Le Droit international est confronté à nombre de pays, comme la France, qui ont fait d’autres choix politiques entérinés élargissant de plus en plus les deux rives de la Méditerranée. Les ONG pâtissent de cette situation en sanctionnant celles qui dénoncent l’agression israélienne. Le gouvernement fédéral allemand soutient sans nuances la politique israélienne en criminalisant la solidarité avec la Palestine ; et principalement avec ce qui se passe à Gaza. L’Europe qui se mobilise contre l’antisémitisme en fermant ferme les yeux sur l’islamophobie oublie les revendications des Israéliens à la veille du 7 octobre qui demandaient la chute de Netanyahou, des changements profonds sociétaux et des élections… L’Europe ne joue plus son rôle d’intégration mais accentue les divisions, la peur entre les communautés, le communautarisme, et la montée des extrêmes. La Messe est dite en quelque sort… ; et l’on essaye même plus d’envisager les possibilités pour arrêter le conflit. On est fixé seulement sur les otages, et le sort de Gaza dans le futur et des problèmes politiques et de coexistence avec les Palestiniens n’est pas d’actualité. Le sera-t-elle un jour ? « Vous ne pouvez pas trouver une solution en étant aussi unilatéral, en ne vous intéressant qu’à une question particulière et en effaçant soixante ans d’atrocités. La solution ne consiste pas seulement à libérer les otages. Qu’en est-il des colonies ? Qu’en est-il de l’action des colons qui se poursuit quotidiennement ? Qu’en est-il de la dépossession (des Palestiniens) ? Leur terre, leur droit, leur dignité, leurs hommes, leurs femmes, leurs enfants ? Cela ne nous concerne pas ? Où est passée notre humanité ? Pourquoi cette hypocrisie ? » Fuir sous les bombes pour aller où ? Pour quel avenir politique faisant passer « le colonisé » et « l'opprimé » pour un terroriste…, le déshumaniser. Quelle indignité !

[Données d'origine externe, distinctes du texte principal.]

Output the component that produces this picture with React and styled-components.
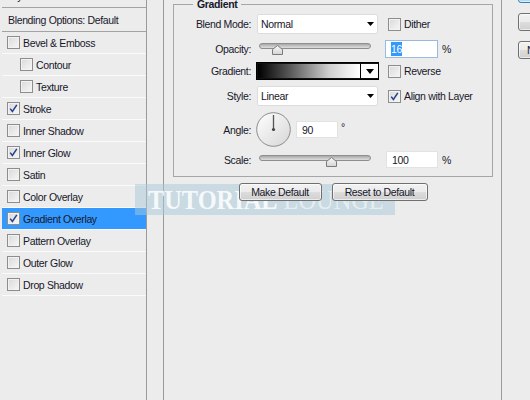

« J’avais clos en 2003 mon livre Israël-Palestine. Vérités sur un conflit par un récit biblique, celui qui conte l’histoire de Samson, un des héros de la lutte du peuple juif contre les Philistins. Il est fait prisonnier par ses ennemis qui lui crèvent les yeux et l’emmènent à Gaza. Un jour, les Philistins le font venir pour se divertir de lui : Samson palpa les deux colonnes du milieu sur lesquelles reposait le temple et il prit appui contre elles, contre l’une avec son bras droit et contre l’autre avec son bras gauche. Samson dit : « Que je meure avec les Philistins », puis il s’arc-bouta avec force et le temple s’écroula sur les tyrans et sur tout le peuple qui s’y trouvait. Les morts qu’il fit mourir par sa mort furent plus nombreux que ceux qu’il avait fait mourir durant sa vie. Je craignais déjà à l’époque que la poursuite de cette occupation n’entraîne Palestiniens et Israéliens dans un gouffre. Mes craintes se sont confirmées au-delà de l’imaginable… Trente ans plus tard, la chute du Temple risque de nous engloutir tous, au Sud comme au Nord. Comme nous avons essayé de le montrer, c’est l’avenir des relations internationales qui se joue à Gaza. Deux chemins se dessinent. Celui d’une guerre perpétuelle régie par la loi de la jungle, de tous contre tous, entre acteurs ayant chacun ses intérêts à défendre et ne se souciant que de les faire triompher… ».

Le regard de l’auteur né en Egypte et grand spécialiste de cette région du Monde qui s’est intéressé très tôt à ce qui l’entourait a le goût de la révolte et de l’amertume. Il essaie dans son livre de recontextualiser les faits en resituant l’histoire de ce pays disputé, les luttes palestiniennes et leur survie sur leur Terre, et que  l’autodétermination soit un chemin. Quelle parole peut-on avoir et quelles exigences peuvent être celles de la France pour ne pas devenir le complice silencieux de ce qui s’apparente à un génocide systématique en cours ? En France, aujourd’hui, est-il encore possible d’être propalestinien, et avoir un regard lucide et équilibré sur ce qui se passe en posant des jalons pour un avenir apaisé ? Un ouvrage qui fera débattre et réagir. Il complète les avis des uns et des autres, mais au moins il favorisera le débat démocratique et humanitaire pour des lendemains de Paix.